Nicolas Wind Refn’s THE NEON DEMON – A Review by Frank Mengarelli

Nicolas Winding Refn’s cinematic progression is something to be marveled at.  With his latest film, THE NEON DEMON, he pushes every boundary imaginable, creating a film with so much impending doom that it will make the most unflappable cinephile become seemingly uncomfortable as his tale of vanity and debauchery comes to a brilliant conclusion.

Refn has reached the top tier brotherhood of self indulgent filmmakers featuring Lars von Trier, Terrence Malick, and Bob Fosse.  Making his own films, without having to concede anything to anyone, allowing his own unique kaleidoscope of artistic vision to wash over the screen.

This film is fantastic, and it is Refn’s best film to date.  His unbound storytelling is wrapped tautly by Natasha Brier’s fluid cinematography, a perfect ensemble, and one of the best film scores of all time composed by Cliff Martinez.

Refn’s cinematic world is dark and dangerous, vicious and surreal.  He monumentally cashed in on DRIVE, allowing himself the freedom to make the films that he wants to make, pushing the boundaries of cinema to new heights.  With THE NEON DEMON he forgoes star power and box office anchors, and makes a film so twisted it becomes incredibly serene in a way that would make Stanley Kubrick proud.

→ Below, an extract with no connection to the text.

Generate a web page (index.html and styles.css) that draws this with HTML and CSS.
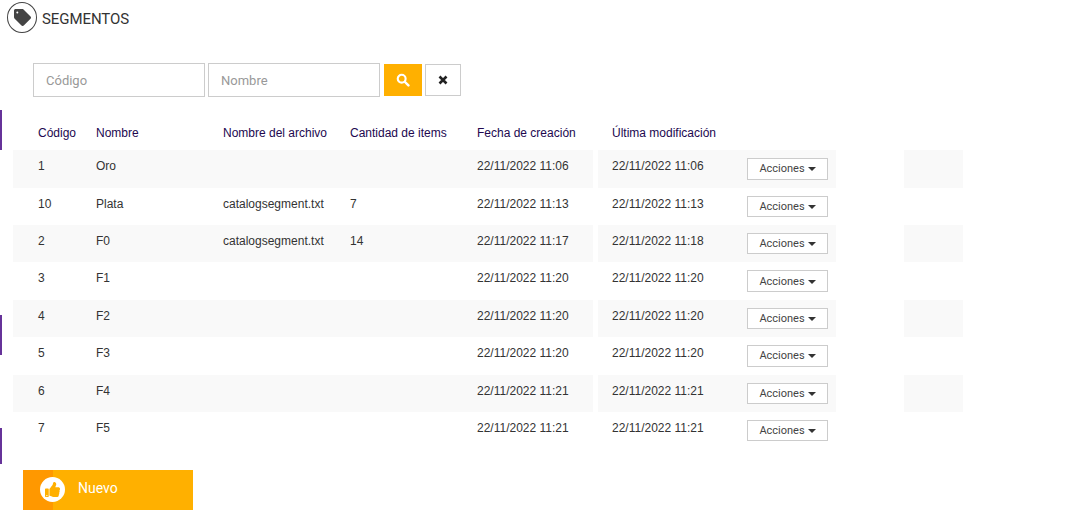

Every single actor and crew member deserves all the accolades in the world for their accomplishments on this film.  One could spend an entire essay talking about each actor in this film. 

Elle Fanning.  Wow.  She absolutely commands every frame of this film.  Keanu Reeves completely shakes his on screen persona in a scummy and sleazy hard supporting role that will leave you wanting more.  Desmond Harrington FINALLY got his role.  He is silent, gaunt, and cathartic in his few scenes; showing off his previously untapped potential.

Refn’s latter day films are not for the People.  They aren’t made for the average Friday night moviegoer, they aren’t made for art house cinephiles.  They are made because he has his own story to tell. 

In an age where great cinematic story’s are told in a novelization over the medium of television; I don’t know how this film got made, or how it got a wide cinematic release – but we should all celebrate the fact that it did.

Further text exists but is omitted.